**Recorded information**
= = =

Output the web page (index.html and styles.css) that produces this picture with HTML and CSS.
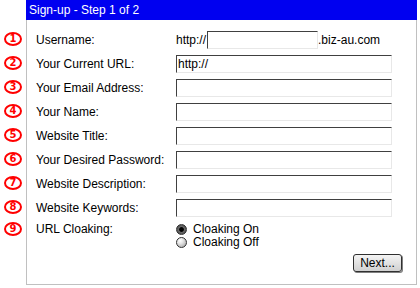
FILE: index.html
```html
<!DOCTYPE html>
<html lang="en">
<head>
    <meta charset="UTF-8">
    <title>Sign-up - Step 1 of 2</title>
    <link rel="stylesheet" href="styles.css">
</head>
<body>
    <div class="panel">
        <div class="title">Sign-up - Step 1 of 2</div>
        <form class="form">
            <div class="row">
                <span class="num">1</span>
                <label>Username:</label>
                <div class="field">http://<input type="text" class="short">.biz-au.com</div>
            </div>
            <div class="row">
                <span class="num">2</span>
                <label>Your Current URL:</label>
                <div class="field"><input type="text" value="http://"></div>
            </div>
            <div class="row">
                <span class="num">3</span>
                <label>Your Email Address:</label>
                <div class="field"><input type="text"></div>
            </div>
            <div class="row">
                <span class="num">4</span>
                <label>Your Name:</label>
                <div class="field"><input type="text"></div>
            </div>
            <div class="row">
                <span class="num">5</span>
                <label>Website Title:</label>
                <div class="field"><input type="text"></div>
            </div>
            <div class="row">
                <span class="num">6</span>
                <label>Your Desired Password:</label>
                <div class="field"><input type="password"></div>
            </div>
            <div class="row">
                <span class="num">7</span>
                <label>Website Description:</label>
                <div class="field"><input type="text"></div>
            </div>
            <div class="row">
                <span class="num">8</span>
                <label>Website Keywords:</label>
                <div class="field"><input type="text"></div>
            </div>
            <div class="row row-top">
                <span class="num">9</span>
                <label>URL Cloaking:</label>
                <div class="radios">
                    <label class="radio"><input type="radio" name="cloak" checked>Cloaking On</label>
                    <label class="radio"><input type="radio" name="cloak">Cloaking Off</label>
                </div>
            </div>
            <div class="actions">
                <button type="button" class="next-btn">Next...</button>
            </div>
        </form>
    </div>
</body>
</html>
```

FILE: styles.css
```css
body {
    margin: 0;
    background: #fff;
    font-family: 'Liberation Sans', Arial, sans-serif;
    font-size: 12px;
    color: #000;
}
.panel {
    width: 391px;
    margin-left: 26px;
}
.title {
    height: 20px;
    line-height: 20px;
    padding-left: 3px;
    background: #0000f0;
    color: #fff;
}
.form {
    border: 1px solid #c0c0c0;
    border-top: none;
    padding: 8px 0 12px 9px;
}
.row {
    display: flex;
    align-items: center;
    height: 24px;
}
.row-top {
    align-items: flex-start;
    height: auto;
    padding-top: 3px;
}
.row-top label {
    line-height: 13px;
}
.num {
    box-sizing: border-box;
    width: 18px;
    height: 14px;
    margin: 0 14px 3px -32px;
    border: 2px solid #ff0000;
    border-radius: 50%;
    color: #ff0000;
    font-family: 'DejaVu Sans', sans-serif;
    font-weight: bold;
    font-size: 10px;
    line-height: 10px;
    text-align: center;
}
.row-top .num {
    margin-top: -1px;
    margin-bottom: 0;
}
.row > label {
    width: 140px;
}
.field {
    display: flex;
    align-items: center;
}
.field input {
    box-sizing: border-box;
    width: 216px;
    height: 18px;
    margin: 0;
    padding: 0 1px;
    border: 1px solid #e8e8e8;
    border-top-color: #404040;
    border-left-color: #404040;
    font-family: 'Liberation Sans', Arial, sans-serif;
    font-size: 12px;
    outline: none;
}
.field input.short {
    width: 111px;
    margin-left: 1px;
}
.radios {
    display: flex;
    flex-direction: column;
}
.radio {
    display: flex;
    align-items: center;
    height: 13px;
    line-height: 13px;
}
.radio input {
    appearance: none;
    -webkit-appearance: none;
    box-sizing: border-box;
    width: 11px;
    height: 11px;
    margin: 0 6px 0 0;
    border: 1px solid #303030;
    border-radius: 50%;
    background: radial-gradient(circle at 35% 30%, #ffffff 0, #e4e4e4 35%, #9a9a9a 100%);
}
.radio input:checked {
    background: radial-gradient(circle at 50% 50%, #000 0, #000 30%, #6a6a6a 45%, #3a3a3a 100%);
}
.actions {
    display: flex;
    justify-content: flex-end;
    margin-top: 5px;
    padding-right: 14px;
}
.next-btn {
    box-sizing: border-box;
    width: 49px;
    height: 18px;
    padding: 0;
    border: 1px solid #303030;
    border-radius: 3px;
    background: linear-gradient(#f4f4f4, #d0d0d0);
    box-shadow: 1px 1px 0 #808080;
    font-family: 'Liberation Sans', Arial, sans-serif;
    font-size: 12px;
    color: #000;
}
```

= = =

**Written exercise**
All the lines above are to be given again exactly as they read, with the pictures removed.

**Result of this task**
Output the web page (index.html and styles.css) that produces this picture with HTML and CSS.
FILE: index.html
```html
<!DOCTYPE html>
<html lang="en">
<head>
    <meta charset="UTF-8">
    <title>Sign-up - Step 1 of 2</title>
    <link rel="stylesheet" href="styles.css">
</head>
<body>
    <div class="panel">
        <div class="title">Sign-up - Step 1 of 2</div>
        <form class="form">
            <div class="row">
                <span class="num">1</span>
                <label>Username:</label>
                <div class="field">http://<input type="text" class="short">.biz-au.com</div>
            </div>
            <div class="row">
                <span class="num">2</span>
                <label>Your Current URL:</label>
                <div class="field"><input type="text" value="http://"></div>
            </div>
            <div class="row">
                <span class="num">3</span>
                <label>Your Email Address:</label>
                <div class="field"><input type="text"></div>
            </div>
            <div class="row">
                <span class="num">4</span>
                <label>Your Name:</label>
                <div class="field"><input type="text"></div>
            </div>
            <div class="row">
                <span class="num">5</span>
                <label>Website Title:</label>
                <div class="field"><input type="text"></div>
            </div>
            <div class="row">
                <span class="num">6</span>
                <label>Your Desired Password:</label>
                <div class="field"><input type="password"></div>
            </div>
            <div class="row">
                <span class="num">7</span>
                <label>Website Description:</label>
                <div class="field"><input type="text"></div>
            </div>
            <div class="row">
                <span class="num">8</span>
                <label>Website Keywords:</label>
                <div class="field"><input type="text"></div>
            </div>
            <div class="row row-top">
                <span class="num">9</span>
                <label>URL Cloaking:</label>
                <div class="radios">
                    <label class="radio"><input type="radio" name="cloak" checked>Cloaking On</label>
                    <label class="radio"><input type="radio" name="cloak">Cloaking Off</label>
                </div>
            </div>
            <div class="actions">
                <button type="button" class="next-btn">Next...</button>
            </div>
        </form>
    </div>
</body>
</html>
```

FILE: styles.css
```css
body {
    margin: 0;
    background: #fff;
    font-family: 'Liberation Sans', Arial, sans-serif;
    font-size: 12px;
    color: #000;
}
.panel {
    width: 391px;
    margin-left: 26px;
}
.title {
    height: 20px;
    line-height: 20px;
    padding-left: 3px;
    background: #0000f0;
    color: #fff;
}
.form {
    border: 1px solid #c0c0c0;
    border-top: none;
    padding: 8px 0 12px 9px;
}
.row {
    display: flex;
    align-items: center;
    height: 24px;
}
.row-top {
    align-items: flex-start;
    height: auto;
    padding-top: 3px;
}
.row-top label {
    line-height: 13px;
}
.num {
    box-sizing: border-box;
    width: 18px;
    height: 14px;
    margin: 0 14px 3px -32px;
    border: 2px solid #ff0000;
    border-radius: 50%;
    color: #ff0000;
    font-family: 'DejaVu Sans', sans-serif;
    font-weight: bold;
    font-size: 10px;
    line-height: 10px;
    text-align: center;
}
.row-top .num {
    margin-top: -1px;
    margin-bottom: 0;
}
.row > label {
    width: 140px;
}
.field {
    display: flex;
    align-items: center;
}
.field input {
    box-sizing: border-box;
    width: 216px;
    height: 18px;
    margin: 0;
    padding: 0 1px;
    border: 1px solid #e8e8e8;
    border-top-color: #404040;
    border-left-color: #404040;
    font-family: 'Liberation Sans', Arial, sans-serif;
    font-size: 12px;
    outline: none;
}
.field input.short {
    width: 111px;
    margin-left: 1px;
}
.radios {
    display: flex;
    flex-direction: column;
}
.radio {
    display: flex;
    align-items: center;
    height: 13px;
    line-height: 13px;
}
.radio input {
    appearance: none;
    -webkit-appearance: none;
    box-sizing: border-box;
    width: 11px;
    height: 11px;
    margin: 0 6px 0 0;
    border: 1px solid #303030;
    border-radius: 50%;
    background: radial-gradient(circle at 35% 30%, #ffffff 0, #e4e4e4 35%, #9a9a9a 100%);
}
.radio input:checked {
    background: radial-gradient(circle at 50% 50%, #000 0, #000 30%, #6a6a6a 45%, #3a3a3a 100%);
}
.actions {
    display: flex;
    justify-content: flex-end;
    margin-top: 5px;
    padding-right: 14px;
}
.next-btn {
    box-sizing: border-box;
    width: 49px;
    height: 18px;
    padding: 0;
    border: 1px solid #303030;
    border-radius: 3px;
    background: linear-gradient(#f4f4f4, #d0d0d0);
    box-shadow: 1px 1px 0 #808080;
    font-family: 'Liberation Sans', Arial, sans-serif;
    font-size: 12px;
    color: #000;
}
```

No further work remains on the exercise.